Records with interface code:

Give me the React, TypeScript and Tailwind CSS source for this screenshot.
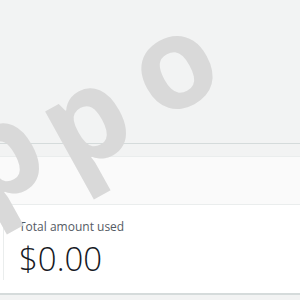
import React from 'react'

// big rotated watermark letters, each placed by the centre of its bowl
const Watermark: React.FC = () => (
  <div className="pointer-events-none absolute inset-0 select-none text-[128px] font-bold leading-none text-[#d9d9d9] [font-family:'Open_Sans',sans-serif]">
    <div className="absolute left-[6px] top-[161px]">
      <span className="inline-block origin-[45px_79px] -translate-x-[45px] -translate-y-[79px] -rotate-[29deg]">p</span>
    </div>
    <div className="absolute left-[93px] top-[126px]">
      <span className="inline-block origin-[45px_79px] -translate-x-[45px] -translate-y-[79px] -rotate-[29deg]">p</span>
    </div>
    <div className="absolute left-[176px] top-[74px]">
      <span className="inline-block origin-[38px_79px] -translate-x-[38px] -translate-y-[79px] -rotate-[29deg]">o</span>
    </div>
  </div>
)

const App: React.FC = () => {
  return (
    <div className="relative h-[300px] w-[300px] overflow-hidden bg-[#f2f3f3] [font-family:'Open_Sans',sans-serif]">
      <div className="h-[144px] border-b border-[#d5dbdb]" />
      <div className="h-[12px]" />
      <div className="h-[49px] border-y border-[#eaeded] bg-[#fafafa]" />
      <div className="h-[90px] border-b-2 border-[#d5dbdb] bg-white pt-[15px]">
        <div className="ml-[3px] h-[60px] border-l border-[#eaeded] pl-[15px]">
          <p className="text-[12px] leading-[14px] text-[#545b64]">Total amount used</p>
          <p className="mt-[5px] text-[33px] font-light leading-[40px] text-[#16191f]">$0.00</p>
        </div>
      </div>
      <Watermark />
    </div>
  )
}

export default App
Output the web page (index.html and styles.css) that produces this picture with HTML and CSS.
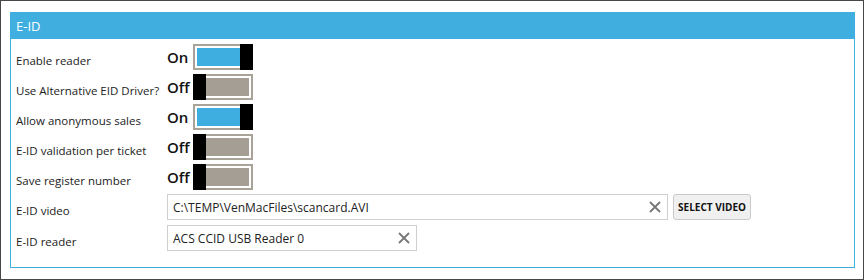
FILE: index.html
```html
<!DOCTYPE html>
<html lang="en">
<head>
    <meta charset="UTF-8">
    <title>E-ID settings</title>
    <link rel="stylesheet" href="styles.css">
</head>
<body>
    <div class="frame">
        <div class="panel">
            <div class="panel-header">E-ID</div>
            <div class="panel-body">
                <div class="row">
                    <span class="label">Enable reader</span>
                    <span class="state">On</span>
                    <span class="toggle on"><span class="fill"></span><span class="thumb"></span></span>
                </div>
                <div class="row">
                    <span class="label">Use Alternative EID Driver?</span>
                    <span class="state">Off</span>
                    <span class="toggle"><span class="fill"></span><span class="thumb"></span></span>
                </div>
                <div class="row">
                    <span class="label">Allow anonymous sales</span>
                    <span class="state">On</span>
                    <span class="toggle on"><span class="fill"></span><span class="thumb"></span></span>
                </div>
                <div class="row">
                    <span class="label">E-ID validation per ticket</span>
                    <span class="state">Off</span>
                    <span class="toggle"><span class="fill"></span><span class="thumb"></span></span>
                </div>
                <div class="row">
                    <span class="label">Save register number</span>
                    <span class="state">Off</span>
                    <span class="toggle"><span class="fill"></span><span class="thumb"></span></span>
                </div>
                <div class="row row-input">
                    <span class="label">E-ID video</span>
                    <div class="textbox video">
                        <span class="value">C:\TEMP\VenMacFiles\scancard.AVI</span>
                        <svg class="clear" width="12" height="12" viewBox="0 0 12 12"><path d="M1 1L11 11M11 1L1 11" stroke="#777" stroke-width="1.8" fill="none"/></svg>
                    </div>
                    <button class="btn">SELECT VIDEO</button>
                </div>
                <div class="row row-input">
                    <span class="label">E-ID reader</span>
                    <div class="textbox reader">
                        <span class="value">ACS CCID USB Reader 0</span>
                        <svg class="clear" width="12" height="12" viewBox="0 0 12 12"><path d="M1 1L11 11M11 1L1 11" stroke="#777" stroke-width="1.8" fill="none"/></svg>
                    </div>
                </div>
            </div>
        </div>
    </div>
</body>
</html>
```

FILE: styles.css
```css
body {
    margin: 0;
    background: #fff;
    font-family: 'Open Sans', 'Noto Sans', sans-serif;
    color: #222;
}

.frame {
    width: 864px;
    height: 280px;
    box-sizing: border-box;
    border: 1px solid #474747;
    padding: 11px 0 0 9px;
}

.panel {
    width: 845px;
    height: 256px;
    box-sizing: border-box;
    border: 1px solid #41aee0;
}

.panel-header {
    background: #41aee0;
    color: #fff;
    height: 27px;
    margin: -1px -1px 0;
    padding-left: 6px;
    font-size: 13px;
    line-height: 28px;
}

.panel-body {
    padding: 5px 0 0 5px;
}

.row {
    display: flex;
    align-items: flex-start;
    height: 30px;
}

.row-input {
    height: 31px;
}

.label {
    width: 151px;
    flex: none;
    font-size: 11.5px;
    line-height: 16px;
    padding-top: 9px;
}

.state {
    width: 26px;
    flex: none;
    font-size: 15px;
    font-weight: 600;
    line-height: 20px;
    margin-top: 3px;
    color: #111;
}

.toggle {
    position: relative;
    width: 60px;
    height: 26px;
    box-sizing: border-box;
    border: 2px solid #a8a298;
    padding: 2px;
    background: #fff;
    flex: none;
}

.toggle .fill {
    display: block;
    height: 100%;
    background: #a59e94;
}

.toggle.on .fill {
    background: #3eaee0;
}

.toggle .thumb {
    position: absolute;
    top: -2px;
    bottom: -2px;
    left: -2px;
    width: 13px;
    background: #000;
}

.toggle.on .thumb {
    left: auto;
    right: -2px;
}

.textbox {
    display: flex;
    align-items: center;
    height: 26px;
    box-sizing: border-box;
    border: 1px solid #cfcfcf;
    padding: 0 6px 0 5px;
    font-size: 12px;
    flex: none;
}

.textbox .value {
    flex: 1;
}

.video {
    width: 501px;
}

.reader {
    width: 250px;
}

.btn {
    margin-left: 5px;
    height: 26px;
    width: 78px;
    padding: 0;
    border: 1px solid #cacaca;
    border-radius: 3px;
    background: #f0f0f0;
    font-family: 'Open Sans', sans-serif;
    font-size: 10px;
    font-weight: 700;
    color: #111;
}
```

Objective: Restate the data word for word from its first line through the line with "import React from 'react'", leaving out any picture along the way.

Answer:
Give me the React, TypeScript and Tailwind CSS source for this screenshot.
import React from 'react'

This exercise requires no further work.